PROBLEM DESCRIPTION ->
Pictures within the data are to be left out; everything else must be reproduced exactly.

|---|

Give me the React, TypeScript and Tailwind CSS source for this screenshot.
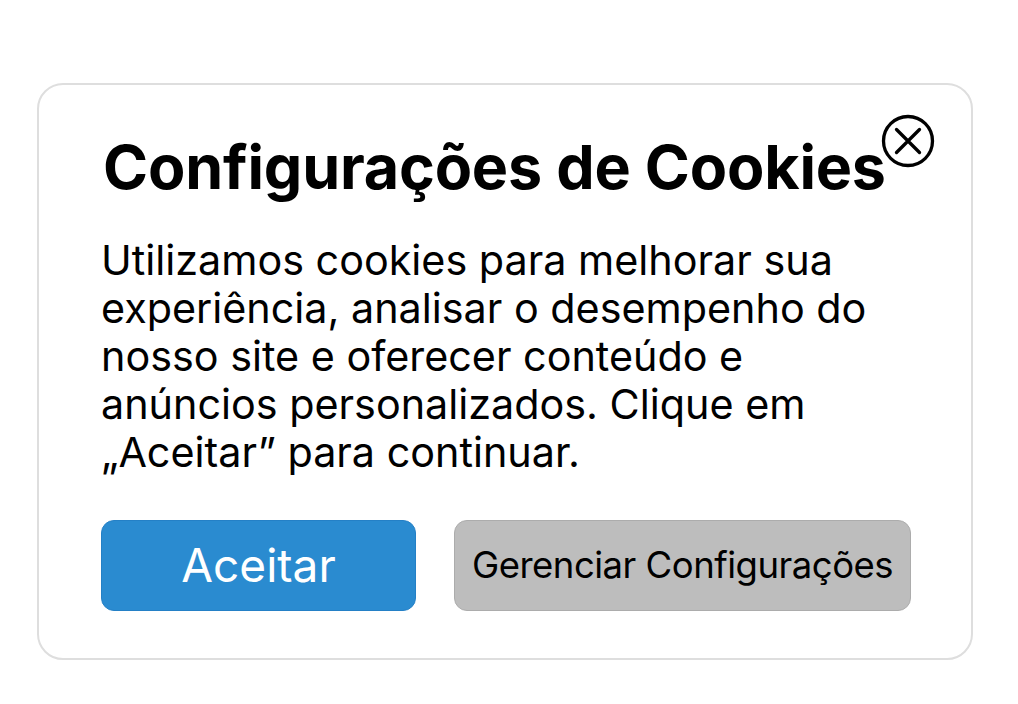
export default function App() {
  return (
    <div className="w-[1018px] h-[704px] bg-white pt-[83px] pl-[37px]" style={{ fontFamily: "Inter, 'Noto Sans', sans-serif" }}>
      <div className="relative w-[936px] h-[577px] rounded-[26px] border-2 border-[#dedede] bg-white pl-[62px] pr-[40px] flex flex-col">
        <h1 className="mt-[50px] text-[61px] leading-[64px] font-bold text-black ml-[2px] whitespace-nowrap tracking-[-0.2px]">Configurações de Cookies</h1>
        <button className="absolute left-[841px] top-[28px] w-[56px] h-[56px] flex items-center justify-center">
          <svg width="56" height="56" viewBox="0 0 56 56" fill="none" stroke="black" strokeWidth="3.3" strokeLinecap="round">
            <circle cx="28" cy="28" r="24.5" />
            <path d="M16.5 16.5 L39.5 39.5 M39.5 16.5 L16.5 39.5" />
          </svg>
        </button>
        <p className="mt-[37px] text-[41.3px] leading-[48px] text-black max-w-[790px]">
          Utilizamos cookies para melhorar sua experiência, analisar o desempenho do nosso site e oferecer conteúdo e anúncios personalizados. Clique em „Aceitar” para continuar.
        </p>
        <div className="mt-[44px] flex gap-[38px]">
          <button className="w-[315px] h-[91px] rounded-[13px] bg-[#2a8bd0] border border-[#2480c6] text-white text-[46px] flex items-center justify-center">Aceitar</button>
          <button className="w-[457px] h-[91px] rounded-[13px] bg-[#bdbdbd] border border-[#acacac] text-black text-[36.5px] flex items-center justify-center tracking-[-0.5px]">Gerenciar Configurações</button>
        </div>
      </div>
    </div>
  );
}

|---|

THE RESPONSE ->
Give me the React, TypeScript and Tailwind CSS source for this screenshot.
export default function App() {
  return (
    <div className="w-[1018px] h-[704px] bg-white pt-[83px] pl-[37px]" style={{ fontFamily: "Inter, 'Noto Sans', sans-serif" }}>
      <div className="relative w-[936px] h-[577px] rounded-[26px] border-2 border-[#dedede] bg-white pl-[62px] pr-[40px] flex flex-col">
        <h1 className="mt-[50px] text-[61px] leading-[64px] font-bold text-black ml-[2px] whitespace-nowrap tracking-[-0.2px]">Configurações de Cookies</h1>
        <button className="absolute left-[841px] top-[28px] w-[56px] h-[56px] flex items-center justify-center">
          <svg width="56" height="56" viewBox="0 0 56 56" fill="none" stroke="black" strokeWidth="3.3" strokeLinecap="round">
            <circle cx="28" cy="28" r="24.5" />
            <path d="M16.5 16.5 L39.5 39.5 M39.5 16.5 L16.5 39.5" />
          </svg>
        </button>
        <p className="mt-[37px] text-[41.3px] leading-[48px] text-black max-w-[790px]">
          Utilizamos cookies para melhorar sua experiência, analisar o desempenho do nosso site e oferecer conteúdo e anúncios personalizados. Clique em „Aceitar” para continuar.
        </p>
        <div className="mt-[44px] flex gap-[38px]">
          <button className="w-[315px] h-[91px] rounded-[13px] bg-[#2a8bd0] border border-[#2480c6] text-white text-[46px] flex items-center justify-center">Aceitar</button>
          <button className="w-[457px] h-[91px] rounded-[13px] bg-[#bdbdbd] border border-[#acacac] text-black text-[36.5px] flex items-center justify-center tracking-[-0.5px]">Gerenciar Configurações</button>
        </div>
      </div>
    </div>
  );
}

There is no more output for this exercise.